In I Corinthians 9: 24-27, the Apostle Paul shares some challenging words:
24 Do you not know that those who run in a race all run, but only one receives the prize? Run in such a way that you may win.
25 Everyone who competes in the games exercises self-control in all things. They then do it to receive a perishable wreath, but we an imperishable.
26 Therefore I run in such a way, as not without aim; I box in such a way as not beating the air;
27 but I discipline my body and make it my slave, so that, after I have preached to others, I myself will not be disqualified.
It strikes me that Paul knew where he was going in life. He was not aimless. He had clear-cut objectives for his life.
I am reminded of a conversation that John Maxwell had forty years ago that radically changed his life. He was having breakfast with Kurt Kampmeir at a Holiday Inn in Lancaster, Ohio. While they were eating, Kurt posed this question:
John, what is your plan for personal growth?
Never at a loss for words, I tried to find things in my life that might qualify for growth. I told him about the many activities that I was engaged in throughout the week. And I went into a speech about how hard I had worked and the gains I was making in my organization. I must have talked for ten minutes, until I finally ran out of gas. Kurt listened patiently, but then he finally smiled and said, “You don’t have a personal plan for growth, do you?”
“No,” I finally admitted.
“You know,” Kurt said simply, “growth is not an automatic process.”
Maxwell realized that, in order to grow, you have to have a plan for growth.
Last year I turned 60, and it has been a time of real reflection for me as I move into the fourth quarter of life. One of the great truths that has become apparent to me is that I you really want to grow and develop any area of your life, you must be intentional. You have to have a plan for growth, or it will never happen. This is true in your spiritual life, marriage, career, finances, and your intellectual life.
The problem is that most people don’t understand this, and it explains why, for so many people, there is a great gap between the life that they aspire to lead and the one that they are actually living. It explains why so many adults live with such great disappointment.

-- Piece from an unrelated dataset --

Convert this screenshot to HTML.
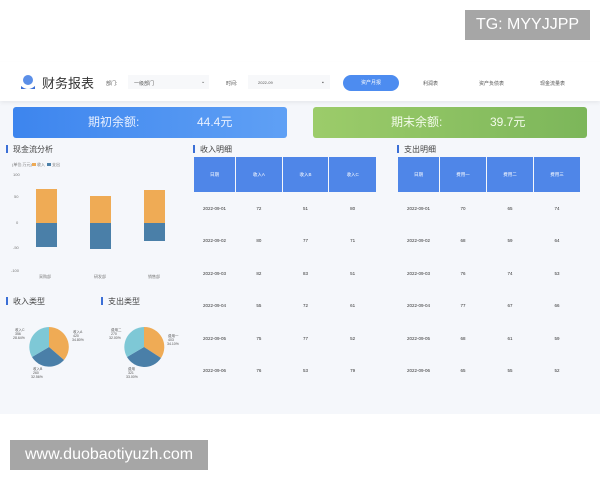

For me personally, several years ago I encountered a principle regarding personal growth that has powerfully impacted my own life. It is called the Vector Principle, and I first read about it in Jerry Foster’s book, Life Focus.
Vector, a term in mathematics and physics, quantifies the speed and direction of an object. If you were the pilot of a jetliner, you would use vectors to define the course to your destination. When you are given a new vector by the control center, you turn the plane to line up with that heading on the compass, creating a new vector angle.
Obviously, even the smallest vector change in the cockpit can make a big difference in the plane’s ultimate destination. Though it may seem an imperceptible change, with every mile traveled you are farther from your previous course. For example, upon leaving New York, you could make a tiny vector change while flying to reach Seattle, yet you could end up in Los Angeles instead.
The Vector Principle applies to our lives in the same manner. Even if you never fly an airplane, you are vectoring through life by the choices you make. You are currently on a course that was determined by choices you have made since you were aware of your capacity to choose. Many of these choices seemed rather insignificant at the time, but small changes make a big difference over time.
This is significant. Small changes make a big difference with the passage of time. Most people do not realize it, but the most significant achievements in life are the result of many little things done in a single, strategic direction.
Therefore, at the beginning of each year, I seek to make three or four small but relevant changes in the most strategic areas of my life. After thirty or forty days they become habits. And these habits create a ripple effect as the years go by.
I read recently where Pat Williams, former NBA coach and currently senior vice-president of the Orlando Magic, was having dinner with the legendary basketball coach, John Wooden. At one point during the meal, Williams asked Coach Wooden, “Coach, if you could pinpoint just one secret of success in life, what would it be?”
Coach Wooden thought about it for a minute and responded, “The closest I can come to one single secret of success is this: a lot of little things done well.”
My prayer for you in 2015 is that you will prayerfully select and get on a path that leads to growth in the most significant areas of your life.